I think there are two problems with the use of the Function interface here.
The first problem is that it doesn't mean what you might think. As I understand it, it's a very general interface, implemented by all functions, however many parameters they take (or none). So it doesn't have any invoke() method. That's what the compiler is complaining about.
Function has several sub-interfaces, one for each 'arity' (i.e. one for each number of parameters): Function0 for functions that take no parameters, Function1 for functions taking one parameter, and so on. These have the appropriate invoke() methods. So you could probably fix this by replacing Function by Function0.
But that leads me on to the second problem, which is that the Function interfaces aren't supposed to be used this way. I think they're mainly for Java compatibility and/or for internal use by the compiler.
It's usually much better to use the Kotlin syntax for function types: (P1, P2...) -> R. This is much easier to read, and avoids these sorts of problems.
So the real answer is probably to replace Function<Unit> by () -> Unit.
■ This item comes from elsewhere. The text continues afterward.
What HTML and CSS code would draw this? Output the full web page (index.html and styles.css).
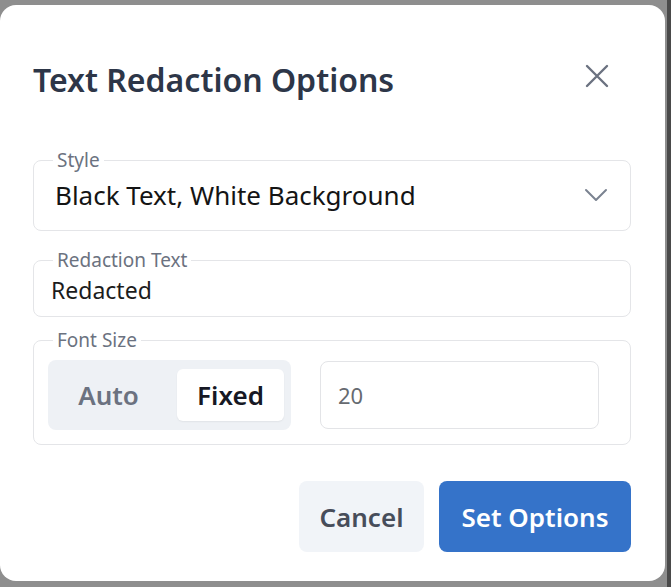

Also, in case it's not clear, Kotlin doesn't have a void type. Instead, it has a type called Unit, which has exactly one value. This might seem strange, but makes better sense in the type system, as it lets the compiler distinguish functions that return without an explicit value, from those which don't return. (The latter might always throw an exception or exit the process. They can be defined to return Nothing -- a type with no values at all.)